From late 1914 a small number of middle-ranking British Army officers tried to persuade the War Office and the Government to consider the creation of armoured vehicles. Amongst their suggestions was the use of caterpillar tractors, but although the Army used many such vehicles for towing heavy guns, it could not be persuaded that they could be adapted as armoured vehicles. The consequence was that early tank development in Great Britain was carried out by the Royal Navy.
As the result of an approach by Royal Naval Air Service officers who had been operating armoured cars on the Western Front, the First Lord of the Admiralty, Winston Churchill formed the Landships Committee, on 20 February 1915. The Director of Naval Construction for the Royal Navy, Eustace Tennyson d'Eyncourt, was appointed to head the Committee in view of his experience with the engineering methods it was felt might be required; the two other members were naval officers, and a number of industrialists were engaged as consultants. So many played a part in its long and complicated development that it is not possible to name any individual as the sole inventor of the tank, though the British Government later made proportionate cash awards to those it considered to have contributed.
Their first design, Little Willie, ran for the first time in September 1915 and served to develop the form of the track but an improved design, better able to cross trenches, swiftly followed and in January 1916 the prototype, nicknamed "Mother", was adopted as the design for future tanks. Production models of "Male" tanks (armed with naval cannon and machine guns) and "Females" (carrying only machine-guns) would go on to fight in history's first tank action at the Somme in September 1916.
The first tank to engage in battle was designated D1, a British Mark I Male, during the Battle of Flers-Courcelette (part of the wider Somme offensive) on 15 September 1916. The performance of the tanks was patchy. Of the 49 ordered only 32 were able to reach their assigned start positions on the battlefield and of them, seven failed to start - leaving 25 moving forward at the commencement of the attack. In the end, the tanks proved to be largely a psychological asset, emboldening the attackers and intimidating the defenders where they moved forward. Tactically however, they provided little advantage or support to the attackers with most breaking down or becoming immobilized in the terrain of the battlefield and only nine actually reaching and penetrating the German lines. Even where they were successful they were hard pressed to advance across the cratered battlefield faster than a soldier's walking pace.

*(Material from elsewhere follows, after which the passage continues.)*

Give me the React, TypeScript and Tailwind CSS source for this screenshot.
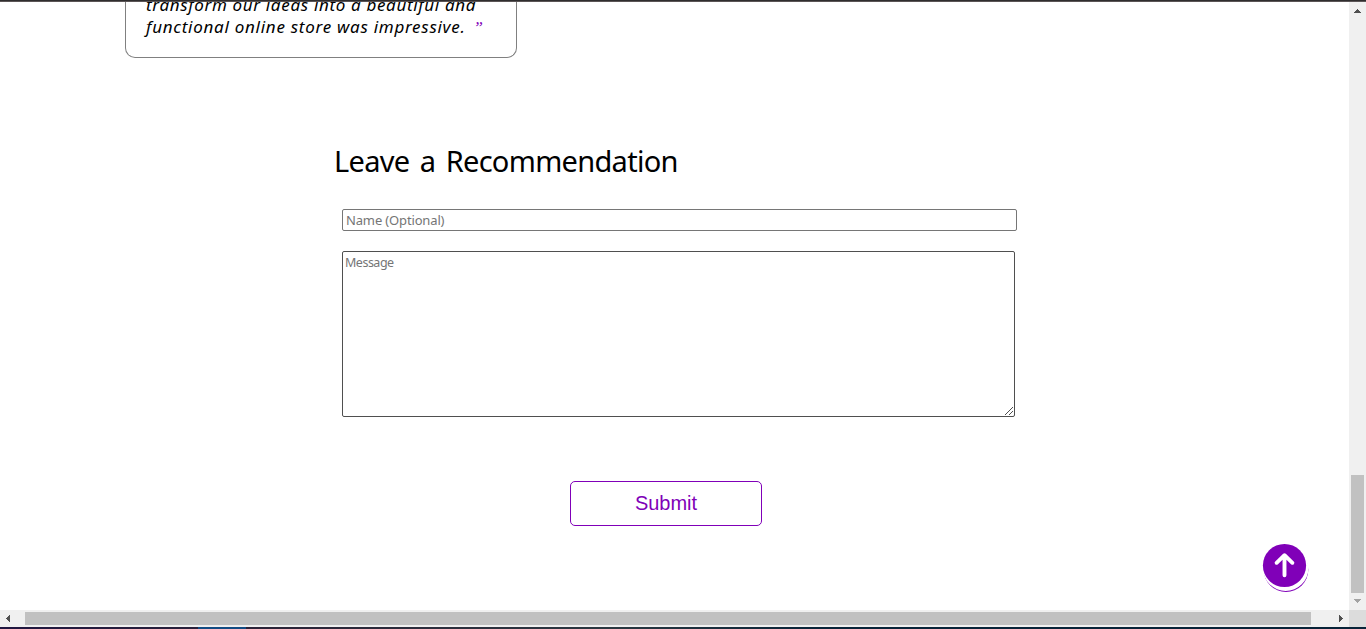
function Testimonial() {
  return (
    <div className="ml-[125px] h-14 w-[392px] overflow-hidden rounded-b-[10px] border border-t-0 border-[#808080] pl-[20px]">
      <p className="-mt-[8px] whitespace-nowrap font-['Noto_Sans',sans-serif] text-[17px] italic leading-[22px] text-black">
        <span className="block tracking-[0.66px]">transform our ideas into a beautiful and</span>
        <span className="tracking-[0.73px]">functional online store was impressive.</span>
        <span className="ml-[8px] font-['Liberation_Serif',serif] text-[#8000b8]">”</span>
      </p>
    </div>
  );
}

function ScrollTopButton() {
  return (
    <button aria-label="Back to top" className="absolute left-[1260px] top-[540px] h-[54px] w-[52px]">
      <svg width="52" height="54" viewBox="0 0 52 54">
        <circle cx="26" cy="29.7" r="22.3" fill="#8000b8" />
        <circle cx="25.7" cy="28.2" r="22.7" fill="#fff" />
        <circle cx="24.5" cy="25.5" r="21.6" fill="#8000b8" />
        <path d="M24.5 35.2V15.5M16.6 22.8L24.5 15.2L32.4 22.8" fill="none" stroke="#fff" strokeWidth="3.9" strokeLinecap="round" strokeLinejoin="round" />
      </svg>
    </button>
  );
}

export default function App() {
  return (
    <div className="relative h-[629px] w-[1366px] overflow-hidden bg-white">
      <div className="h-[2px] border-b border-[#5b5556] bg-[#2f2d2e]" />
      <div className="flex h-[608px]">
        <main className="w-[1349px]">
          <Testimonial />
          <form className="ml-[334px] pt-[82px]" onSubmit={(e) => e.preventDefault()}>
            <h2 className="whitespace-nowrap font-['Noto_Sans',sans-serif] text-[29px] leading-[42px] tracking-[-0.7px] [word-spacing:3.5px] text-black">Leave a Recommendation</h2>
            <input
              placeholder="Name (Optional)"
              className="ml-[8px] mt-[27px] block h-[22px] w-[675px] rounded-[2px] border border-[#767676] px-[3px] font-['Noto_Sans',sans-serif] text-[13px] tracking-[-0.15px] placeholder:text-[#757575]"
            />
            <div className="relative ml-[8px] mt-[20px] h-[166px] w-[673px]">
              <textarea
                placeholder="Message"
                className="block h-[166px] w-[673px] resize-none rounded-[2px] border border-[#4f4f4f] px-[2px] py-[2px] font-['Noto_Sans',sans-serif] text-[12.5px] leading-[18px] tracking-[-0.5px] placeholder:text-[#757575]"
              />
              <svg className="absolute bottom-px right-[2px]" width="9" height="9" viewBox="0 0 9 9" shapeRendering="crispEdges">
                <path d="M0.5 8.5L8.5 0.5M4.5 8.5L8.5 4.5" stroke="#4f4f4f" />
              </svg>
            </div>
            <button className="ml-[236px] mt-[64px] block h-[45px] w-[192px] rounded-[5px] border border-[#8000b8] pb-[2px] font-['Liberation_Sans',sans-serif] text-[20px] text-[#8000b8]">
              Submit
            </button>
          </form>
        </main>
        <div className="flex w-[17px] flex-col items-center bg-[#f0f0f0]">
          <svg width="17" height="17" viewBox="0 0 17 17" shapeRendering="crispEdges">
            <path d="M5 11H12L8.5 7Z" fill="#505050" />
          </svg>
          <div className="mt-[456px] h-[118px] w-[13px] bg-[#c1c1c1]" />
          <svg width="17" height="17" viewBox="0 0 17 17" shapeRendering="crispEdges">
            <path d="M5 6H12L8.5 10Z" fill="#a3a3a3" />
          </svg>
        </div>
      </div>
      <div className="flex h-[17px] items-center bg-[#f0f0f0]">
        <svg width="17" height="17" viewBox="0 0 17 17" shapeRendering="crispEdges">
          <path d="M10 5V12L6 8.5Z" fill="#505050" />
        </svg>
        <div className="ml-[8px] h-[13px] w-[1286px] bg-[#c1c1c1]" />
        <svg className="ml-[21px]" width="17" height="17" viewBox="0 0 17 17" shapeRendering="crispEdges">
          <path d="M7 5V12L11 8.5Z" fill="#505050" />
        </svg>
        <div className="ml-auto h-[17px] w-[17px] bg-[#dcdcdc]" />
      </div>
      <div className="flex h-[2px] bg-[linear-gradient(90deg,#201640_0%,#2c2438_20%,#2a3740_45%,#082338_60%)]">
        <div className="ml-[198px] w-[48px] bg-[#124b83]" />
      </div>
      <ScrollTopButton />
    </div>
  );
}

When Winston Churchill, formerly head of the Landships Committee but now a backbench MP, heard of the tanks use and performance at Flers-Courcelette he responded: "This priceless conception, containing if used in its integrity and on a sufficient scale, the certainty of a great and brilliant victory, was revealed to the Germans for the mere petty purpose of taking a few ruined villages". The flaws that were exposed in the designs of the Mark I at Flers–Courcelette led to design improvements and the development of better tactics, which made the tank a formidable weapon by the war's end.